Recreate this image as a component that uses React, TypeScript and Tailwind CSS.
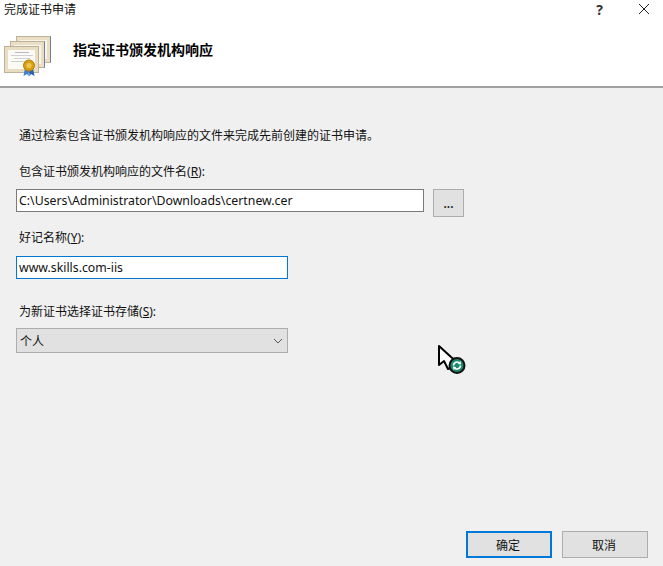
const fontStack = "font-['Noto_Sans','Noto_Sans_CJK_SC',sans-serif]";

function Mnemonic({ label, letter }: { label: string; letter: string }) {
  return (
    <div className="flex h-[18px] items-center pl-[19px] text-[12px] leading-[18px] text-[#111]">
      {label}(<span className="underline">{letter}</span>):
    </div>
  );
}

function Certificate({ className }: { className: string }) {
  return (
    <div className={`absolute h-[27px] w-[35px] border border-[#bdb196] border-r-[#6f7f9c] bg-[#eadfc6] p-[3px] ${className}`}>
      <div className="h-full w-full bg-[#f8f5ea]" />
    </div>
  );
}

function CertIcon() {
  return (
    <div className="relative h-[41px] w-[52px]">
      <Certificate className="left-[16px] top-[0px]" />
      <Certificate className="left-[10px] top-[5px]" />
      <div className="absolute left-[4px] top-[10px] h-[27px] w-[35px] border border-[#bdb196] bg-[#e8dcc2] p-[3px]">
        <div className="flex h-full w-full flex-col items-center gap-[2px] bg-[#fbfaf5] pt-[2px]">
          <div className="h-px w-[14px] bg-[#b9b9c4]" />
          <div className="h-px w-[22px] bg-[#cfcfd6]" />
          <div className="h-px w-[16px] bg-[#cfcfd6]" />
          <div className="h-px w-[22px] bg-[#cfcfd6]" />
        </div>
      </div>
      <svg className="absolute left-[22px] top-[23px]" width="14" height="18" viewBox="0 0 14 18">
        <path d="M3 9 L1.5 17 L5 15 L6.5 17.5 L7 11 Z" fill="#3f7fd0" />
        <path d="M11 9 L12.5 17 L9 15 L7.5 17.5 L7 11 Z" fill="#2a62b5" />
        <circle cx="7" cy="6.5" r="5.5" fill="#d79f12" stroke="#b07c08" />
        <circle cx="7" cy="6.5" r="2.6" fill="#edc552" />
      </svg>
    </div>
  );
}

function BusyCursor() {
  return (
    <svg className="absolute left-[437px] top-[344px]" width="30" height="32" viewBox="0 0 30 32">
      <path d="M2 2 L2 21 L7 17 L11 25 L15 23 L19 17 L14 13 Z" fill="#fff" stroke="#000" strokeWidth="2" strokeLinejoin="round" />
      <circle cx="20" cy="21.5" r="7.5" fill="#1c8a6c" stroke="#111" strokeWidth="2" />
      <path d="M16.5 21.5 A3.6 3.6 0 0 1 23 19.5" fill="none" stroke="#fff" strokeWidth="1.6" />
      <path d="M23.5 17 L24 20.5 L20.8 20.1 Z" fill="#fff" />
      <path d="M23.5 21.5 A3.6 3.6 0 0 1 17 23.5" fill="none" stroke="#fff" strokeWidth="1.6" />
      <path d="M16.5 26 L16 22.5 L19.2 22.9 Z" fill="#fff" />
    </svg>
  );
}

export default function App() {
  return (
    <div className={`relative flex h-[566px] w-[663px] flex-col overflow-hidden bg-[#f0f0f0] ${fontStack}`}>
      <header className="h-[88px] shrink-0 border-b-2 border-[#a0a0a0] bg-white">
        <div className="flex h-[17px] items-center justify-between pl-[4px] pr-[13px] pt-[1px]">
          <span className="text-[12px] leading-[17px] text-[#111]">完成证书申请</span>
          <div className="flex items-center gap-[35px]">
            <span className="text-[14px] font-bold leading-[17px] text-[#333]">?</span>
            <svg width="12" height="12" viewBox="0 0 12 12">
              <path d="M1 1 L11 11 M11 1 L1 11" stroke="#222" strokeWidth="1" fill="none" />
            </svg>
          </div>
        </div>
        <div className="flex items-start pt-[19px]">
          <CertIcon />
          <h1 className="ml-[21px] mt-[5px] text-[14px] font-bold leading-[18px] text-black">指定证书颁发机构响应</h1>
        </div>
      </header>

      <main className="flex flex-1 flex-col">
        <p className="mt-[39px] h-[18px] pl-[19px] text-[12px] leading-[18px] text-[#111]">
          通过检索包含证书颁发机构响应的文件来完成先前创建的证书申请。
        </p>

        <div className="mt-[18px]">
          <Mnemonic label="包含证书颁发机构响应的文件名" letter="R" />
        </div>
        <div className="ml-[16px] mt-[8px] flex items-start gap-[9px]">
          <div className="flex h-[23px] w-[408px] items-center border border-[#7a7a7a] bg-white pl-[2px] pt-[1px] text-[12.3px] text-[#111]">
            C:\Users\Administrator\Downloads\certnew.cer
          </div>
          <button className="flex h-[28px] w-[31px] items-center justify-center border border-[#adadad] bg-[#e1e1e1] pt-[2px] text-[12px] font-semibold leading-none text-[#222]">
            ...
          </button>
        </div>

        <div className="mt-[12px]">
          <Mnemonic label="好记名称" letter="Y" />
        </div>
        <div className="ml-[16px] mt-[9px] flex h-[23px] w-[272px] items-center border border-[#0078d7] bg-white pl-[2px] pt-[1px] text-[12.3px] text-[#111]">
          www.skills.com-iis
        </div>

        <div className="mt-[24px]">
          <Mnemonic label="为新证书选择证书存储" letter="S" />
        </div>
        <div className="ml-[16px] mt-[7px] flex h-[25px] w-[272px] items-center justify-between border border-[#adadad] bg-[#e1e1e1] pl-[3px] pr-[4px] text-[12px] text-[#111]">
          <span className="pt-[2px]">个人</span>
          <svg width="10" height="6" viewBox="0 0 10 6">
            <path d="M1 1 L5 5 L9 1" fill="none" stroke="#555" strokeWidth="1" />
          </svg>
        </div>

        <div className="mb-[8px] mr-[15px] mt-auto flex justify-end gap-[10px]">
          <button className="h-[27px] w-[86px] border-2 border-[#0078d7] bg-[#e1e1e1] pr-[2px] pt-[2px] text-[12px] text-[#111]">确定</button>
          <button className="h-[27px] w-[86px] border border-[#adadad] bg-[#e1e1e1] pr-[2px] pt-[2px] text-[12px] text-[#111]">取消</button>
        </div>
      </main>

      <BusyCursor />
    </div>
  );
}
══════
#### [Goal of the exercise]
Repeat the material above verbatim. Leave the pictures behind.

#### [Task solution]
Recreate this image as a component that uses React, TypeScript and Tailwind CSS.
const fontStack = "font-['Noto_Sans','Noto_Sans_CJK_SC',sans-serif]";

function Mnemonic({ label, letter }: { label: string; letter: string }) {
  return (
    <div className="flex h-[18px] items-center pl-[19px] text-[12px] leading-[18px] text-[#111]">
      {label}(<span className="underline">{letter}</span>):
    </div>
  );
}

function Certificate({ className }: { className: string }) {
  return (
    <div className={`absolute h-[27px] w-[35px] border border-[#bdb196] border-r-[#6f7f9c] bg-[#eadfc6] p-[3px] ${className}`}>
      <div className="h-full w-full bg-[#f8f5ea]" />
    </div>
  );
}

function CertIcon() {
  return (
    <div className="relative h-[41px] w-[52px]">
      <Certificate className="left-[16px] top-[0px]" />
      <Certificate className="left-[10px] top-[5px]" />
      <div className="absolute left-[4px] top-[10px] h-[27px] w-[35px] border border-[#bdb196] bg-[#e8dcc2] p-[3px]">
        <div className="flex h-full w-full flex-col items-center gap-[2px] bg-[#fbfaf5] pt-[2px]">
          <div className="h-px w-[14px] bg-[#b9b9c4]" />
          <div className="h-px w-[22px] bg-[#cfcfd6]" />
          <div className="h-px w-[16px] bg-[#cfcfd6]" />
          <div className="h-px w-[22px] bg-[#cfcfd6]" />
        </div>
      </div>
      <svg className="absolute left-[22px] top-[23px]" width="14" height="18" viewBox="0 0 14 18">
        <path d="M3 9 L1.5 17 L5 15 L6.5 17.5 L7 11 Z" fill="#3f7fd0" />
        <path d="M11 9 L12.5 17 L9 15 L7.5 17.5 L7 11 Z" fill="#2a62b5" />
        <circle cx="7" cy="6.5" r="5.5" fill="#d79f12" stroke="#b07c08" />
        <circle cx="7" cy="6.5" r="2.6" fill="#edc552" />
      </svg>
    </div>
  );
}

function BusyCursor() {
  return (
    <svg className="absolute left-[437px] top-[344px]" width="30" height="32" viewBox="0 0 30 32">
      <path d="M2 2 L2 21 L7 17 L11 25 L15 23 L19 17 L14 13 Z" fill="#fff" stroke="#000" strokeWidth="2" strokeLinejoin="round" />
      <circle cx="20" cy="21.5" r="7.5" fill="#1c8a6c" stroke="#111" strokeWidth="2" />
      <path d="M16.5 21.5 A3.6 3.6 0 0 1 23 19.5" fill="none" stroke="#fff" strokeWidth="1.6" />
      <path d="M23.5 17 L24 20.5 L20.8 20.1 Z" fill="#fff" />
      <path d="M23.5 21.5 A3.6 3.6 0 0 1 17 23.5" fill="none" stroke="#fff" strokeWidth="1.6" />
      <path d="M16.5 26 L16 22.5 L19.2 22.9 Z" fill="#fff" />
    </svg>
  );
}

export default function App() {
  return (
    <div className={`relative flex h-[566px] w-[663px] flex-col overflow-hidden bg-[#f0f0f0] ${fontStack}`}>
      <header className="h-[88px] shrink-0 border-b-2 border-[#a0a0a0] bg-white">
        <div className="flex h-[17px] items-center justify-between pl-[4px] pr-[13px] pt-[1px]">
          <span className="text-[12px] leading-[17px] text-[#111]">完成证书申请</span>
          <div className="flex items-center gap-[35px]">
            <span className="text-[14px] font-bold leading-[17px] text-[#333]">?</span>
            <svg width="12" height="12" viewBox="0 0 12 12">
              <path d="M1 1 L11 11 M11 1 L1 11" stroke="#222" strokeWidth="1" fill="none" />
            </svg>
          </div>
        </div>
        <div className="flex items-start pt-[19px]">
          <CertIcon />
          <h1 className="ml-[21px] mt-[5px] text-[14px] font-bold leading-[18px] text-black">指定证书颁发机构响应</h1>
        </div>
      </header>

      <main className="flex flex-1 flex-col">
        <p className="mt-[39px] h-[18px] pl-[19px] text-[12px] leading-[18px] text-[#111]">
          通过检索包含证书颁发机构响应的文件来完成先前创建的证书申请。
        </p>

        <div className="mt-[18px]">
          <Mnemonic label="包含证书颁发机构响应的文件名" letter="R" />
        </div>
        <div className="ml-[16px] mt-[8px] flex items-start gap-[9px]">
          <div className="flex h-[23px] w-[408px] items-center border border-[#7a7a7a] bg-white pl-[2px] pt-[1px] text-[12.3px] text-[#111]">
            C:\Users\Administrator\Downloads\certnew.cer
          </div>
          <button className="flex h-[28px] w-[31px] items-center justify-center border border-[#adadad] bg-[#e1e1e1] pt-[2px] text-[12px] font-semibold leading-none text-[#222]">
            ...
          </button>
        </div>

        <div className="mt-[12px]">
          <Mnemonic label="好记名称" letter="Y" />
        </div>
        <div className="ml-[16px] mt-[9px] flex h-[23px] w-[272px] items-center border border-[#0078d7] bg-white pl-[2px] pt-[1px] text-[12.3px] text-[#111]">
          www.skills.com-iis
        </div>

        <div className="mt-[24px]">
          <Mnemonic label="为新证书选择证书存储" letter="S" />
        </div>
        <div className="ml-[16px] mt-[7px] flex h-[25px] w-[272px] items-center justify-between border border-[#adadad] bg-[#e1e1e1] pl-[3px] pr-[4px] text-[12px] text-[#111]">
          <span className="pt-[2px]">个人</span>
          <svg width="10" height="6" viewBox="0 0 10 6">
            <path d="M1 1 L5 5 L9 1" fill="none" stroke="#555" strokeWidth="1" />
          </svg>
        </div>

        <div className="mb-[8px] mr-[15px] mt-auto flex justify-end gap-[10px]">
          <button className="h-[27px] w-[86px] border-2 border-[#0078d7] bg-[#e1e1e1] pr-[2px] pt-[2px] text-[12px] text-[#111]">确定</button>
          <button className="h-[27px] w-[86px] border border-[#adadad] bg-[#e1e1e1] pr-[2px] pt-[2px] text-[12px] text-[#111]">取消</button>
        </div>
      </main>

      <BusyCursor />
    </div>
  );
}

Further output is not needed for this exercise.